Iemand kan blijven denken dat hij misschien gelukkig zal worden wanneer hij een koning is, of als hij rijk is of een officier. Vervolgens zal hij zijn wens verkrijgen en zo lang als hij die niet verkrijgt ligt de zoetheid van de gedachte alleen maar in de hoop. Zo lang als er hoop is is er zoetheid. Nadat de wens in vervulling is gegaan, is de hoop verdwenen. Dan hoopt hij op iets anders. De hoop is zoet, niet het doel. Het doel is nooit zoet. De zoetheid van de hoop maakt dat het doel zoet lijkt.
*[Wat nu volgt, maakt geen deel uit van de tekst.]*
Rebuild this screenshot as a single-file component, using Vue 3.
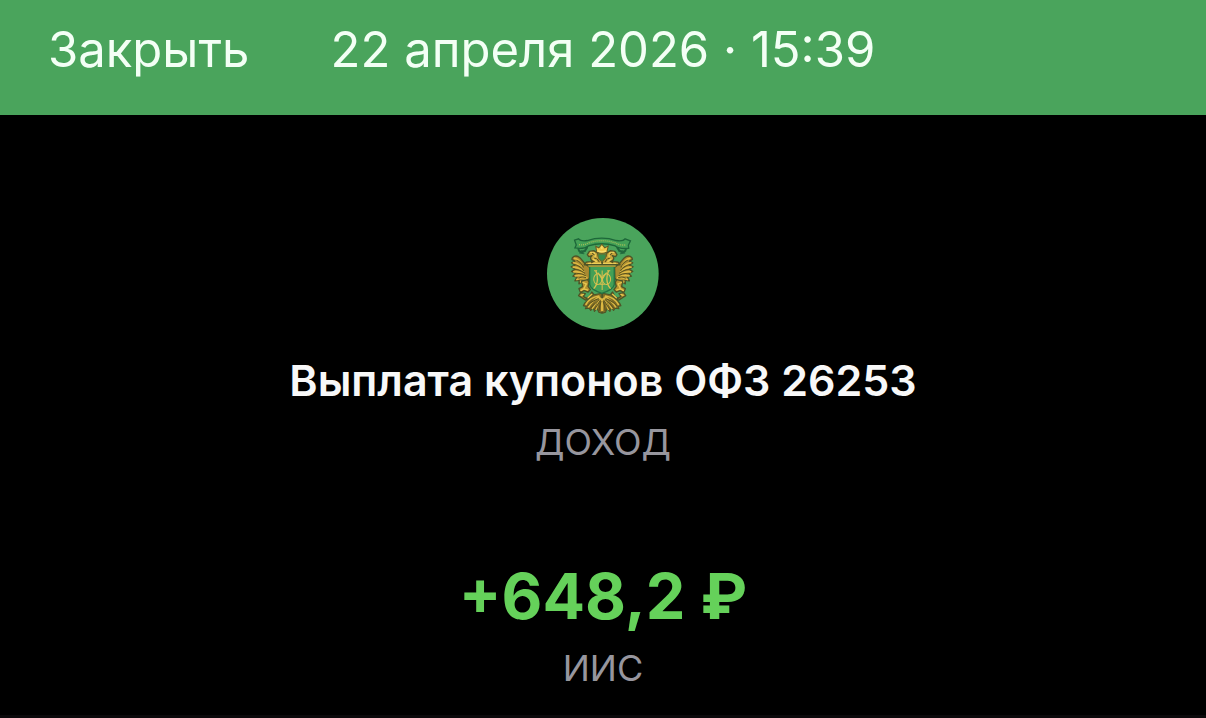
<script setup>
const operation = {
  date: '22 апреля 2026 · 15:39',
  title: 'Выплата купонов ОФЗ 26253',
  kind: 'ДОХОД',
  amount: '+648,2 ₽',
  account: 'ИИС',
}
</script>

<template>
  <div class="screen">
    <header class="bar">
      <button class="close" type="button">Закрыть</button>
      <time class="date" datetime="2026-04-22T15:39">{{ operation.date }}</time>
    </header>
    <main class="details">
      <svg class="emblem" viewBox="24 24 333 333" aria-hidden="true">
        <defs>
          <g id="eagle-half" stroke-linejoin="round" stroke-linecap="round">
            <path d="M142 164 C132 158 128 144 117 139 C109 134 98 139 98 147 L107 152 L97 157 L107 164 L96 169 L107 176 L97 183 L109 189 L101 197 L113 200 L107 211 L120 209 L119 220 L132 211 L135 221 L150 203 L151 171Z" fill="#a98a30" stroke="#4e5427" stroke-width="4" />
            <path d="M106 144 Q119 145 129 166 M103 157 Q118 158 130 176 M102 170 Q118 170 133 184 M104 184 Q119 181 135 192 M108 196 Q121 192 138 198 M113 207 Q126 200 142 201 M124 214 Q132 207 143 206" fill="none" stroke="#ddb943" stroke-width="5" />
            <path d="M113 150 Q124 155 132 170 M107 163 Q121 165 133 180 M108 177 Q121 176 136 188 M112 190 Q124 187 138 195 M119 203 Q128 197 139 201" fill="none" stroke="#59521f" stroke-width="3" />
            <path d="M187 163 L135 163 L141 155 L163 153 C151 151 152 139 158 136 L148 139 L144 133 L150 123 L163 121 L174 128 L177 139 L187 151Z" fill="#c9a53a" stroke="#4e5427" stroke-width="4" />
            <path d="M154 126 L165 128 L168 137 L162 147 L171 153 M148 159 H184" fill="none" stroke="#ecce58" stroke-width="4" />
            <path d="M159 129 l5 4 M164 143 l7 2 M156 157 l8 -4 M174 147 l5 7" stroke="#59521f" stroke-width="3" />
            <path d="M127 211 L145 207 L149 216 L146 227 L153 237 L146 244 L135 240 L123 244 L119 234 L130 228Z M124 246 L138 249 L132 257 L141 263 L151 257 L157 244 L163 251 L157 260 L139 268 L118 255Z" fill="#b5922f" stroke="#4e5427" stroke-width="4" />
            <path d="M131 216 L141 220 L133 235 L144 238 M125 240 L132 235 M132 251 L126 254 M146 261 L157 251" fill="none" stroke="#e6c750" stroke-width="4" />
            <path d="M187 248 L160 253 L136 277 L132 285 L141 287 L138 294 L149 292 L154 299 L161 291 L165 302 L173 293 L178 304 L187 307Z" fill="#7f6c25" stroke="#4e5427" stroke-width="3" />
            <path d="M178 256 Q150 261 140 281 M179 259 Q157 272 148 288 M181 262 Q168 276 159 293 M183 263 Q174 278 170 295 M187 265 V299" fill="none" stroke="#ddb943" stroke-width="5" />
            <path d="M177 264 Q157 270 145 285 M179 267 Q164 280 154 292 M182 270 Q174 283 165 296 M185 272 Q179 288 179 299" fill="none" stroke="#59521f" stroke-width="3" />
            <path d="M127 108 Q114 112 119 121 Q125 130 137 121 L143 112" fill="none" stroke="#20663b" stroke-width="6" />
            <path d="M126 121 l12 2 M121 128 l13 2" stroke="#246b40" stroke-width="3" />
          </g>
        </defs>
        <circle cx="190" cy="190" r="166" fill="#4aa45c" />
        <use href="#eagle-half" />
        <use href="#eagle-half" transform="matrix(-1 0 0 1 376 0)" />
        <path d="M106 90 L118 86 Q124 94 144 91 Q187 77 230 91 Q250 94 256 86 L272 92 L266 105 L267 114 Q240 117 227 107 Q187 94 147 107 Q134 117 107 113 L111 104Z" fill="#43a056" stroke="#1d6739" stroke-width="4" />
        <path d="M119 103 Q133 106 147 98 Q187 85 227 98 Q241 106 259 104" fill="none" stroke="#a5bd58" stroke-width="4" stroke-dasharray="3 3" />
        <path d="M172 126 L169 108 L178 113 L187 102 L196 113 L206 107 L202 126 Q187 132 172 126Z" fill="#efc849" stroke="#655a23" stroke-width="3" />
        <path d="M174 122 Q187 127 200 122 M187 108 V116" fill="none" stroke="#f9df6e" stroke-width="4" />
        <path d="M175 131 H200 L198 144 L187 154 L177 144Z" fill="#378d4b" stroke="#766b29" stroke-width="3" />
        <path d="M151 168 H224 V222 Q222 236 187 248 Q153 236 151 222Z" fill="#43a056" stroke="#247243" stroke-width="4" />
        <path d="M147 167 H228" stroke="#c9a53a" stroke-width="4" />
        <g fill="none" stroke="#d9c04f" stroke-width="3">
          <ellipse cx="175" cy="206" rx="12" ry="16" />
          <ellipse cx="201" cy="206" rx="12" ry="16" />
          <path d="M169 181 Q174 190 174 206 Q173 224 163 234 M207 181 Q202 190 202 206 Q203 224 213 234" stroke-width="4" />
          <path d="M188 180 V238 M164 181 H173 M203 181 H212 M175 186 L188 206 L201 186 M180 221 H196" />
        </g>
      </svg>
      <h1 class="title">{{ operation.title }}</h1>
      <p class="caption kind">{{ operation.kind }}</p>
      <p class="amount">{{ operation.amount }}</p>
      <p class="caption account">{{ operation.account }}</p>
    </main>
    <div class="divider"></div>
  </div>
</template>

<style>
html,
body {
  margin: 0;
  background: #000;
}
</style>

<style scoped>
.screen {
  display: flex;
  flex-direction: column;
  min-height: 100vh;
  background: #000;
  color: #fff;
  font-family: Inter, "Liberation Sans", sans-serif;
}

.bar {
  display: grid;
  grid-template-columns: 1fr auto 1fr;
  align-items: start;
  box-sizing: border-box;
  min-height: 115px;
  padding: 20px 48px;
  background: #4aa45c;
  color: #f3fff5;
  font-size: 49px;
  line-height: 60px;
}

.close {
  justify-self: start;
  padding: 0;
  border: 0;
  background: none;
  color: inherit;
  font: inherit;
  cursor: pointer;
}

.date {
  white-space: nowrap;
}

.details {
  display: flex;
  flex: 1;
  flex-direction: column;
  align-items: center;
  padding-top: 103px;
  text-align: center;
}

.emblem {
  display: block;
  width: 112px;
  height: 112px;
}

.title,
.caption,
.amount {
  margin: 0;
}

.title {
  margin-top: 25px;
  color: #f8f8f8;
  font-size: 43px;
  font-weight: 600;
  line-height: 50px;
}

.caption {
  color: #97969e;
  font-size: 36px;
  line-height: 44px;
}

.kind {
  margin-top: 15px;
}

.amount {
  margin-top: 92px;
  color: #65d15a;
  font-size: 63px;
  font-weight: 700;
  line-height: 80px;
}

.account {
  margin-top: 10px;
}

.divider {
  height: 3px;
  background: #0b090b;
}
</style>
Iemand zegt: ´Als ik maar eens die hoogte zou kunnen bereiken!´ Tot het moment dat hij die hoogte, de droom die hoogte te bereiken heeft bereikt om op een dag die positie, ervaring of verbeelding te ervaren, de droom om erdoor te worden getroost, heeft hij de zoetheid van de hoop. Maar wanneer dat moment is gekomen, is de zoetheid beëindigd. Dan begint er een nieuwe hoop, altijd hopend, hopend. En nog steeds bevindt zich achter alles die ene inclinatie, gemeenschappelijk voor iedereen, de inclinatie waarvan hij de natuur niet kent. Niemand zou er in leven zijn zonder de hoop op iets waarop hij aan het wachten is.
Hoop is het enige voedsel van het leven. Vervolgens zegt de rede: ´Ja, ik zie uit naar mijn verandering van deze plaats naar de volgende plaats. Om ooit mijn erfenis te krijgen. Dan zal ik okay zijn. Ik zal okay zijn als ik die positie, dat huis of dat comfort verkrijg´. De mens heeft altijd iets voor ogen en verbeeldt dat, bouwt dat op, bereidt dat voor en houdt het al die tijd vast in zijn mind en toch is er altijd een andere hoop als hij het verkrijgt.
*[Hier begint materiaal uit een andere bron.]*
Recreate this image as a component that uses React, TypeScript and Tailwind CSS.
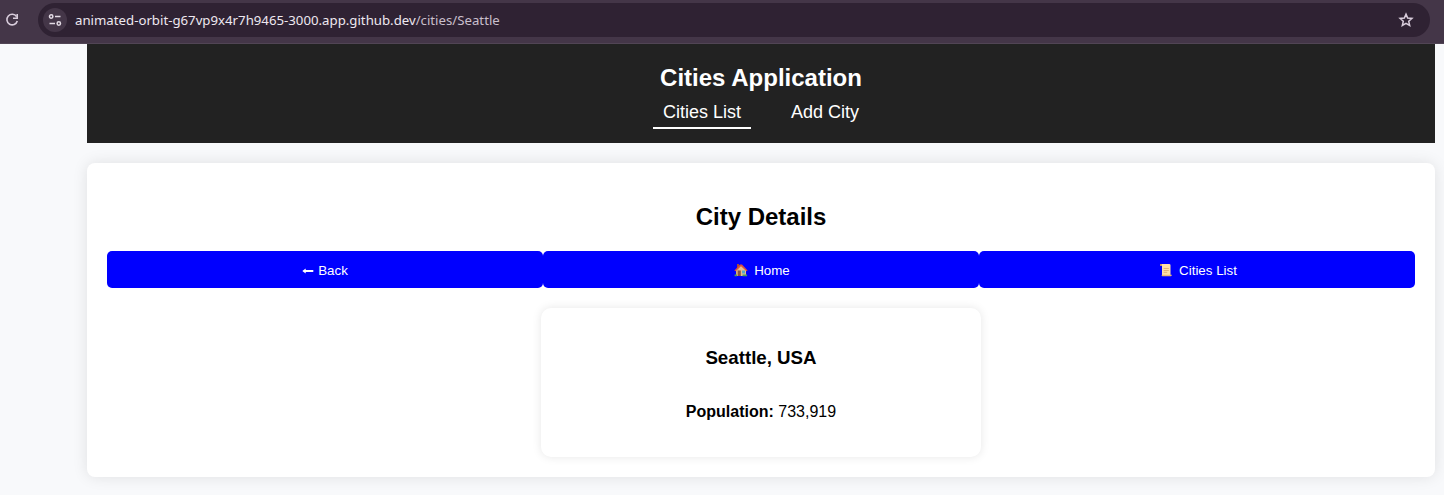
function ReloadIcon() {
  return (
    <svg className="h-4 w-4 shrink-0" viewBox="0 0 16 16" fill="none" stroke="#d9cddc" strokeWidth="1.6">
      <path d="M12.6 4.6A5.3 5.3 0 1 0 13.3 9" />
      <path d="M13.2 2v4.2H9" />
    </svg>
  );
}

function TuneIcon() {
  return (
    <svg className="h-4 w-4" viewBox="0 0 16 16" fill="none" stroke="#e3dbe5" strokeWidth="1.5">
      <circle cx="4.2" cy="4.5" r="1.7" />
      <path d="M8 4.5h5.5M2.5 11.5H8" />
      <circle cx="11.8" cy="11.5" r="1.7" />
    </svg>
  );
}

function StarIcon() {
  return (
    <svg className="h-4 w-4" viewBox="0 0 16 16" fill="none" stroke="#d9cddc" strokeWidth="1.5">
      <path d="M8 2.1l1.65 3.95 4.3.4-3.23 2.85.97 4.2L8 11.27l-3.69 2.23.97-4.2L2.05 6.45l4.3-.4z" />
    </svg>
  );
}

function House() {
  return (
    <svg className="-mt-px h-[14px] w-[14px]" viewBox="0 0 14 14">
      <path d="M3 1h2v4H3z" fill="#a34b3b" />
      <path d="M2 7L7 2l5 5v6H2z" fill="#e6bd90" />
      <path d="M2 7L4.5 4.5V13H2z" fill="#d9a87a" />
      <path d="M3.8 7.5h3V13h-3z" fill="#8a5543" />
      <path d="M8 7.5h3v3H8z" fill="#58a9c9" />
      <path d="M.4 7.4L6 1.4h2l5.6 6-1.1.8L7 3.2 1.5 8.2z" fill="#d9503f" />
      <path d="M.6 11.6h2.4v1.6H.6zM8.5 11.6h4.6v1.6H8.5z" fill="#4a9d62" />
    </svg>
  );
}

function Scroll() {
  return (
    <svg className="-mt-px h-[14px] w-[14px]" viewBox="0 0 14 14">
      <path d="M1.6 1h8.6a1.3 1.3 0 0 1 1.3 1.3V12H3V2.8H1.2z" fill="#ffe0a8" />
      <path d="M1 1.2h2v1.6H1z" fill="#d99a4e" />
      <path d="M4.6 5.5h5.2M4.6 7.5h5.2M4.6 9.3h3.6" stroke="#dfae70" strokeWidth=".9" />
      <path d="M3 11.7h9.8v.4a1.2 1.2 0 0 1-1.2 1.2H3.4a.8.8 0 0 1-.8-.8z" fill="#e9b977" />
    </svg>
  );
}

function Arrow() {
  return (
    <svg className="h-[14px] w-3" viewBox="0 0 12 14" fill="white">
      <path d="M.3 7L3.7 4.5V6h7.6v2H3.7v1.5z" />
    </svg>
  );
}

const button =
  "flex h-[37px] w-[436px] items-center justify-center rounded-[5px] bg-[#0000ff] pt-0.5 text-[13.333px] leading-[15px] text-white";

export default function App() {
  return (
    <div className="h-[495px] overflow-hidden bg-[#f8f9fb] font-['Liberation_Sans',Arial,sans-serif] text-black">
      <div className="flex h-11 items-start border-b border-[#514555] bg-[#443648] pt-[3px] pr-[14px] pl-1">
        <div className="flex h-[34px] w-[34px] shrink-0 items-center">
          <ReloadIcon />
        </div>
        <div className="flex h-[34px] flex-1 items-center rounded-full bg-[#2f2233] pr-4 pl-[5px]">
          <div className="flex h-6 w-6 items-center justify-center rounded-full bg-[#443648]">
            <TuneIcon />
          </div>
          <div className="ml-2 flex-1 font-['Noto_Sans',sans-serif] text-[13.22px] leading-[18px] whitespace-nowrap text-[#eee8f0]">
            animated-orbit-g67vp9x4r7h9465-3000.app.github.dev
            <span className="text-[#c9bfcc]">/cities/Seattle</span>
          </div>
          <StarIcon />
        </div>
      </div>

      <div className="mr-[9px] ml-[87px]">
        <header className="h-[99px] bg-[#222222] pt-5 text-center text-white">
          <h1 className="text-2xl leading-[27px] font-bold">Cities Application</h1>
          <nav className="flex justify-center gap-[30px] text-[18px] leading-5">
            <a className="border-b-2 border-white px-2.5 pt-[11px] pb-[5px]">Cities List</a>
            <a className="border-b-2 border-transparent px-2.5 pt-[11px] pb-[5px]">Add City</a>
          </nav>
        </header>

        <main className="mt-5 h-[314px] rounded-lg bg-white px-5 pt-10 text-center shadow-[0_0_15px_rgba(0,0,0,0.1)]">
          <h2 className="text-2xl leading-7 font-bold">City Details</h2>
          <div className="mt-5 flex">
            <button className={button}>
              <Arrow />
              <span className="ml-1">Back</span>
            </button>
            <button className={`${button} pl-0.5`}>
              <House />
              <span className="ml-1.5">Home</span>
            </button>
            <button className={`${button} pl-0.5`}>
              <Scroll />
              <span className="ml-1.5">Cities List</span>
            </button>
          </div>
          <section className="mx-auto mt-5 h-[149px] w-[440px] rounded-[10px] bg-white pt-[39px] shadow-[0_0_10px_rgba(0,0,0,0.1)]">
            <h3 className="text-[18.72px] leading-[21px] font-bold">Seattle, USA</h3>
            <p className="mt-[35px] text-base leading-[18px]">
              <strong>Population:</strong> 733,919
            </p>
          </section>
        </main>
      </div>
    </div>
  );
}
Slechts degenen die gezegend doordat ze de oorsprong en de bron van alle dingen waarnemen ontwaken tot het feit dat de werkelijke inclinatie van elk leven het verwerven van iets is wat niet aangeraakt, begrepen of bevat kan worden. De verborgen zegening van deze kennis is de eerste stap naar volmaaktheid. Eenmaal ontwaakt tot dit feit, ziet de mens dat er iets in het leven is wat hem werkelijk gelukkig maakt en hem zijn hartenwens geeft. Hij kan zeggen: ´Hoewel er veel dingen in het leven zijn die ik voor dit moment nodig heb en waarvoor ik zeker zal werken, is er toch slechts dat ene waar het leven zich rondom centreert wat mij zal bevredigen: de spirituele bereiking, de religieuze bereiking of, zoals je het zelfs zou kunnen noemen, de bereiking van God´. Zo iemand heeft de sleutel tot alle geluk gevonden en heeft ontdekt dat alle dingen die hij nodig heeft bereikt zullen worden omdat hij de sleutel tot alles bezit. ´Zoek en gij zult vinden: klop en de deur zal voor jou worden geopend… Zoek eerst het koninkrijk van God en al deze dingen zullen u worden toegevoegd´. Dit koninkrijk van God is het stille leven. Het leven dat onscheidbaar, eeuwig, zelf-voorzienend en almachtig is. Dit is het leven van de wijze mens, wat voor naam er ook aan wordt gegeven. Dit is het leven waarover de wijze mens contempleert. Het gezicht van dit leven wensen zij te zien. Het is de oceaan van dit leven waarin zij wensen te zwemmen. ´In Hem leven we en hebben wij ons wezen´.
Dit zijn degenen die werkelijk gelukkig zijn, die zich boven alle verdriet bevinden, boven de dood en de destructie van het leven.